[What you are asked to do] Without including any pictures, write out the listing below exactly.

[Provided material]
"""
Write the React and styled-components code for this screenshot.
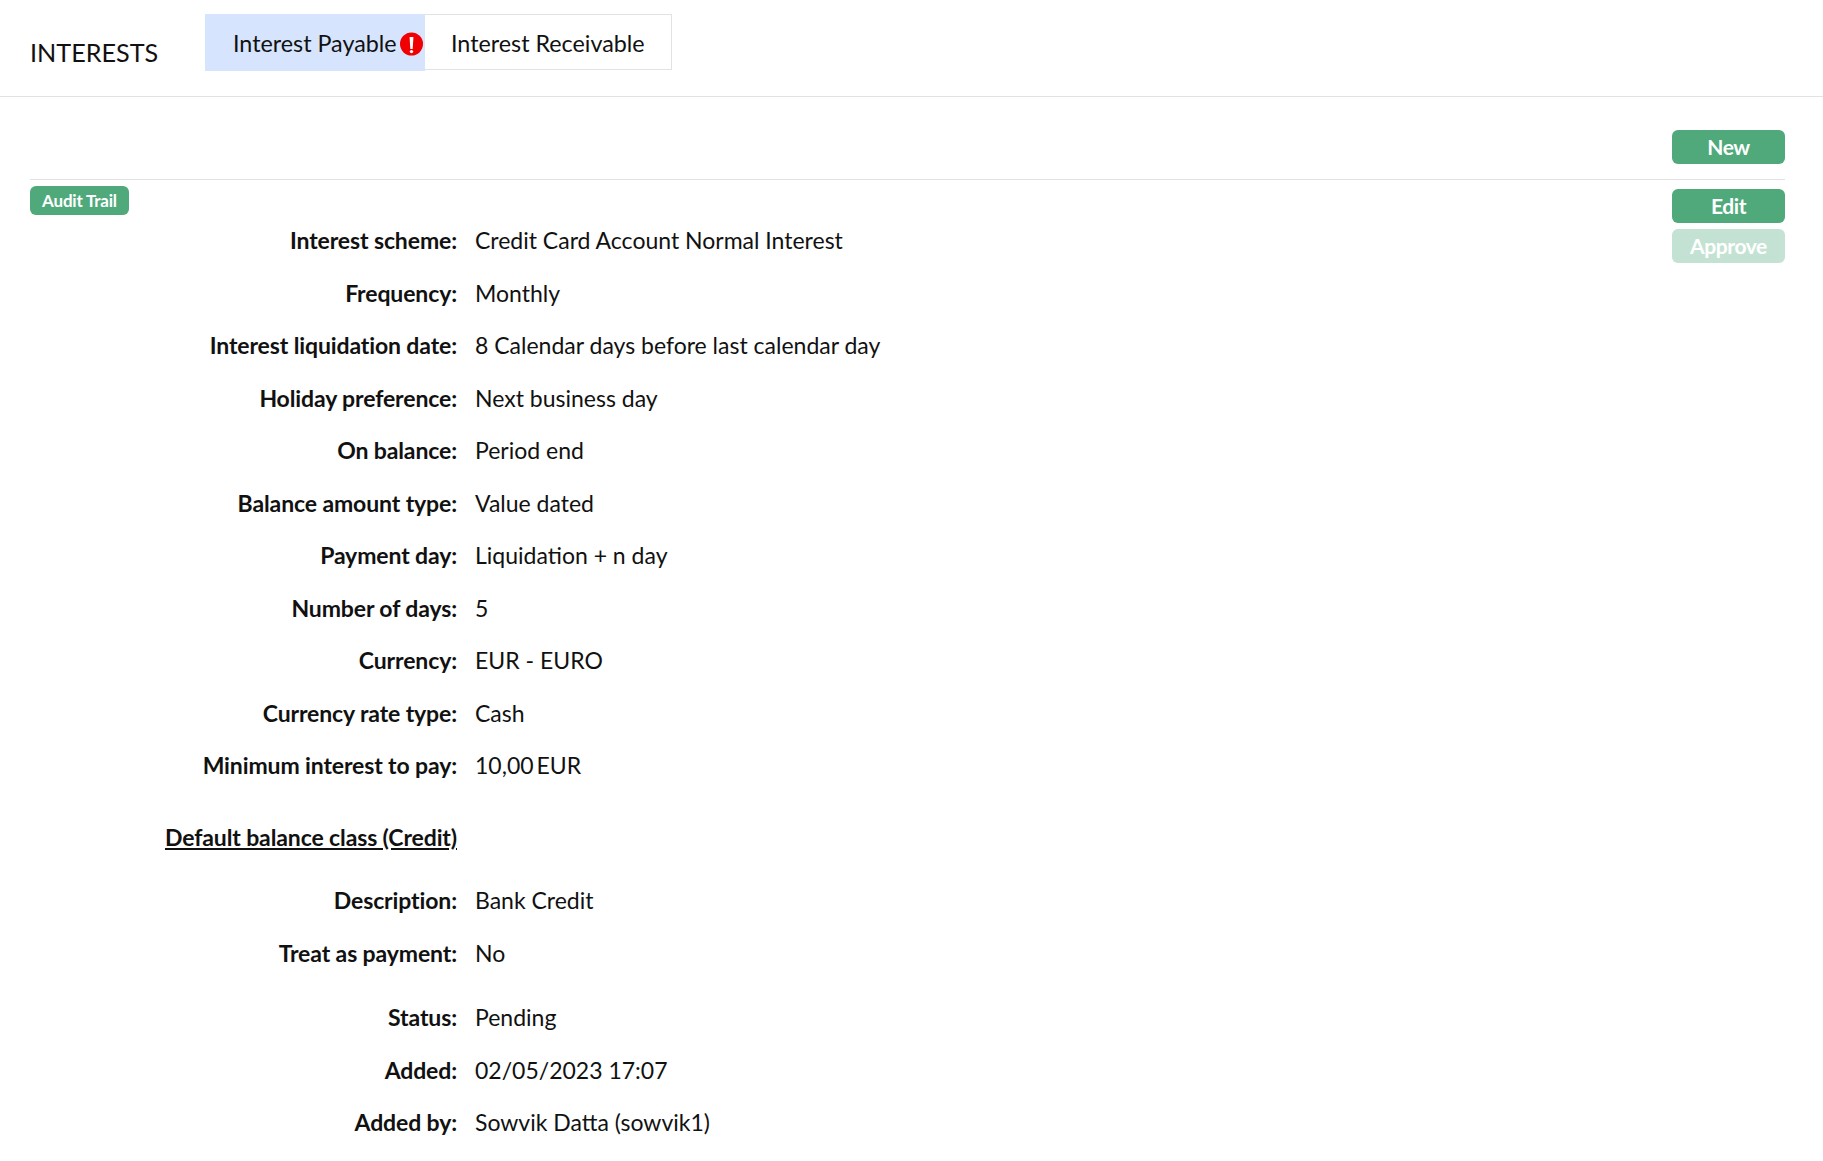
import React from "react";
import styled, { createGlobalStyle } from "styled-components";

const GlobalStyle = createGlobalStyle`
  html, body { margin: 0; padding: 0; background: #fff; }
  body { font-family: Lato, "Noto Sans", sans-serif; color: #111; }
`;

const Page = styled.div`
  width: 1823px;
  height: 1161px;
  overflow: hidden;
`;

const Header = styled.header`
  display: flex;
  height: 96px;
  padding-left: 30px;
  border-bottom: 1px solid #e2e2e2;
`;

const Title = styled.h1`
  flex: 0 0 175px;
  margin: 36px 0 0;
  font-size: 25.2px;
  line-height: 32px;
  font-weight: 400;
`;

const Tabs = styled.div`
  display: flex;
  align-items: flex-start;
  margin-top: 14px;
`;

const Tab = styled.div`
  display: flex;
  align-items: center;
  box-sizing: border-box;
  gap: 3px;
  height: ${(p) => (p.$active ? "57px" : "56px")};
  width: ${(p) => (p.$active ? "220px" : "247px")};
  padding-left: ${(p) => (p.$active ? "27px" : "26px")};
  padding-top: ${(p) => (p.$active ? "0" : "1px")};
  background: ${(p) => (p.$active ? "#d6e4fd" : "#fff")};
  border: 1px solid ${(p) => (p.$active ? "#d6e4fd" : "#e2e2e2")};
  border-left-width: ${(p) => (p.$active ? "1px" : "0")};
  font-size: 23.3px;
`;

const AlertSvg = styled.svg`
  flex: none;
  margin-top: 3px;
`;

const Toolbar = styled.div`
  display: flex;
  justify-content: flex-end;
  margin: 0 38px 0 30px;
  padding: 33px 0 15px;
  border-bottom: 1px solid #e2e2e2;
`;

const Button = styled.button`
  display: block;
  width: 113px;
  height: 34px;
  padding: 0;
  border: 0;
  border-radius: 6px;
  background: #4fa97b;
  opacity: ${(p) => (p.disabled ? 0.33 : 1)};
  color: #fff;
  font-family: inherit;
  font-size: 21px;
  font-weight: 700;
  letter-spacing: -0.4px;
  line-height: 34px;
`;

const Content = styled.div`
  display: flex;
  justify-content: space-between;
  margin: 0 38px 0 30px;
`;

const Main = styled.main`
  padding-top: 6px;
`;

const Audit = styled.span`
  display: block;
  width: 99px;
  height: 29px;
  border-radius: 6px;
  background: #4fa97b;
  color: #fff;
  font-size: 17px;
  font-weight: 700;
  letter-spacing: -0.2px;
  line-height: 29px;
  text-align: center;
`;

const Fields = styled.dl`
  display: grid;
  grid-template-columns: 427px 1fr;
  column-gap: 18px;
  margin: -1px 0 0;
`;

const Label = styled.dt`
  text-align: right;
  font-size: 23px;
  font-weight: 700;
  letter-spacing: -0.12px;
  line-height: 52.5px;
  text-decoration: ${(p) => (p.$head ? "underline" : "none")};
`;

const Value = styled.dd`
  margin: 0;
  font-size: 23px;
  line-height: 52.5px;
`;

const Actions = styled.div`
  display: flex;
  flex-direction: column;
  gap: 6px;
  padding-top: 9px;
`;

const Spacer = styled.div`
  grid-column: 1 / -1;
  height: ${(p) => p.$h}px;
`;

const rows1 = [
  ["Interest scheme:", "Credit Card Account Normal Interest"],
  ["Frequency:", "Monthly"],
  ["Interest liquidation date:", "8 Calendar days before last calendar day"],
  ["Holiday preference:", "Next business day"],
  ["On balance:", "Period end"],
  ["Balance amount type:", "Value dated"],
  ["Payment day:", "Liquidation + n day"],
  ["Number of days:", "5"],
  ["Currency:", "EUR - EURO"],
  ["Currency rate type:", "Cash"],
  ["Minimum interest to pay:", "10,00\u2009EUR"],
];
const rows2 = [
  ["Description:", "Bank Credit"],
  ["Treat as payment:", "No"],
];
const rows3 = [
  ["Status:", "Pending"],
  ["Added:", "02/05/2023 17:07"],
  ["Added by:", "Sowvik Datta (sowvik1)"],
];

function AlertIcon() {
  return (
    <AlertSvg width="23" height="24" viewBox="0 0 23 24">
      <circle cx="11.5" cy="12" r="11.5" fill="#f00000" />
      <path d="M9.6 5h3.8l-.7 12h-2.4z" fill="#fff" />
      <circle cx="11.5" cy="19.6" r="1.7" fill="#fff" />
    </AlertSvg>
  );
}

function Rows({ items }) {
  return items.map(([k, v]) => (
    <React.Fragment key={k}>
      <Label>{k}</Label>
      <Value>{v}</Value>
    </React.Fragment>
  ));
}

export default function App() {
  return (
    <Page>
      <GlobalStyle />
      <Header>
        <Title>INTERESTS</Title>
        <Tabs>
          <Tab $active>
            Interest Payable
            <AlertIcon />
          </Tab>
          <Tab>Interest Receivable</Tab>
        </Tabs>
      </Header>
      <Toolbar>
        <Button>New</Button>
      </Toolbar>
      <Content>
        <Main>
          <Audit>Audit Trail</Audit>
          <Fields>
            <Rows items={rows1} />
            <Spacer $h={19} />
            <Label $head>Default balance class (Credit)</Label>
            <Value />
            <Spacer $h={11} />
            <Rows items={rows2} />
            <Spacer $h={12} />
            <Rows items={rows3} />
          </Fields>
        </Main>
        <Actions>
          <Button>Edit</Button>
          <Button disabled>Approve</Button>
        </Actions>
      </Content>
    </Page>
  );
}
"""
[Final answer]
Write the React and styled-components code for this screenshot.
import React from "react";
import styled, { createGlobalStyle } from "styled-components";

const GlobalStyle = createGlobalStyle`
  html, body { margin: 0; padding: 0; background: #fff; }
  body { font-family: Lato, "Noto Sans", sans-serif; color: #111; }
`;

const Page = styled.div`
  width: 1823px;
  height: 1161px;
  overflow: hidden;
`;

const Header = styled.header`
  display: flex;
  height: 96px;
  padding-left: 30px;
  border-bottom: 1px solid #e2e2e2;
`;

const Title = styled.h1`
  flex: 0 0 175px;
  margin: 36px 0 0;
  font-size: 25.2px;
  line-height: 32px;
  font-weight: 400;
`;

const Tabs = styled.div`
  display: flex;
  align-items: flex-start;
  margin-top: 14px;
`;

const Tab = styled.div`
  display: flex;
  align-items: center;
  box-sizing: border-box;
  gap: 3px;
  height: ${(p) => (p.$active ? "57px" : "56px")};
  width: ${(p) => (p.$active ? "220px" : "247px")};
  padding-left: ${(p) => (p.$active ? "27px" : "26px")};
  padding-top: ${(p) => (p.$active ? "0" : "1px")};
  background: ${(p) => (p.$active ? "#d6e4fd" : "#fff")};
  border: 1px solid ${(p) => (p.$active ? "#d6e4fd" : "#e2e2e2")};
  border-left-width: ${(p) => (p.$active ? "1px" : "0")};
  font-size: 23.3px;
`;

const AlertSvg = styled.svg`
  flex: none;
  margin-top: 3px;
`;

const Toolbar = styled.div`
  display: flex;
  justify-content: flex-end;
  margin: 0 38px 0 30px;
  padding: 33px 0 15px;
  border-bottom: 1px solid #e2e2e2;
`;

const Button = styled.button`
  display: block;
  width: 113px;
  height: 34px;
  padding: 0;
  border: 0;
  border-radius: 6px;
  background: #4fa97b;
  opacity: ${(p) => (p.disabled ? 0.33 : 1)};
  color: #fff;
  font-family: inherit;
  font-size: 21px;
  font-weight: 700;
  letter-spacing: -0.4px;
  line-height: 34px;
`;

const Content = styled.div`
  display: flex;
  justify-content: space-between;
  margin: 0 38px 0 30px;
`;

const Main = styled.main`
  padding-top: 6px;
`;

const Audit = styled.span`
  display: block;
  width: 99px;
  height: 29px;
  border-radius: 6px;
  background: #4fa97b;
  color: #fff;
  font-size: 17px;
  font-weight: 700;
  letter-spacing: -0.2px;
  line-height: 29px;
  text-align: center;
`;

const Fields = styled.dl`
  display: grid;
  grid-template-columns: 427px 1fr;
  column-gap: 18px;
  margin: -1px 0 0;
`;

const Label = styled.dt`
  text-align: right;
  font-size: 23px;
  font-weight: 700;
  letter-spacing: -0.12px;
  line-height: 52.5px;
  text-decoration: ${(p) => (p.$head ? "underline" : "none")};
`;

const Value = styled.dd`
  margin: 0;
  font-size: 23px;
  line-height: 52.5px;
`;

const Actions = styled.div`
  display: flex;
  flex-direction: column;
  gap: 6px;
  padding-top: 9px;
`;

const Spacer = styled.div`
  grid-column: 1 / -1;
  height: ${(p) => p.$h}px;
`;

const rows1 = [
  ["Interest scheme:", "Credit Card Account Normal Interest"],
  ["Frequency:", "Monthly"],
  ["Interest liquidation date:", "8 Calendar days before last calendar day"],
  ["Holiday preference:", "Next business day"],
  ["On balance:", "Period end"],
  ["Balance amount type:", "Value dated"],
  ["Payment day:", "Liquidation + n day"],
  ["Number of days:", "5"],
  ["Currency:", "EUR - EURO"],
  ["Currency rate type:", "Cash"],
  ["Minimum interest to pay:", "10,00\u2009EUR"],
];
const rows2 = [
  ["Description:", "Bank Credit"],
  ["Treat as payment:", "No"],
];
const rows3 = [
  ["Status:", "Pending"],
  ["Added:", "02/05/2023 17:07"],
  ["Added by:", "Sowvik Datta (sowvik1)"],
];

function AlertIcon() {
  return (
    <AlertSvg width="23" height="24" viewBox="0 0 23 24">
      <circle cx="11.5" cy="12" r="11.5" fill="#f00000" />
      <path d="M9.6 5h3.8l-.7 12h-2.4z" fill="#fff" />
      <circle cx="11.5" cy="19.6" r="1.7" fill="#fff" />
    </AlertSvg>
  );
}

function Rows({ items }) {
  return items.map(([k, v]) => (
    <React.Fragment key={k}>
      <Label>{k}</Label>
      <Value>{v}</Value>
    </React.Fragment>
  ));
}

export default function App() {
  return (
    <Page>
      <GlobalStyle />
      <Header>
        <Title>INTERESTS</Title>
        <Tabs>
          <Tab $active>
            Interest Payable
            <AlertIcon />
          </Tab>
          <Tab>Interest Receivable</Tab>
        </Tabs>
      </Header>
      <Toolbar>
        <Button>New</Button>
      </Toolbar>
      <Content>
        <Main>
          <Audit>Audit Trail</Audit>
          <Fields>
            <Rows items={rows1} />
            <Spacer $h={19} />
            <Label $head>Default balance class (Credit)</Label>
            <Value />
            <Spacer $h={11} />
            <Rows items={rows2} />
            <Spacer $h={12} />
            <Rows items={rows3} />
          </Fields>
        </Main>
        <Actions>
          <Button>Edit</Button>
          <Button disabled>Approve</Button>
        </Actions>
      </Content>
    </Page>
  );
}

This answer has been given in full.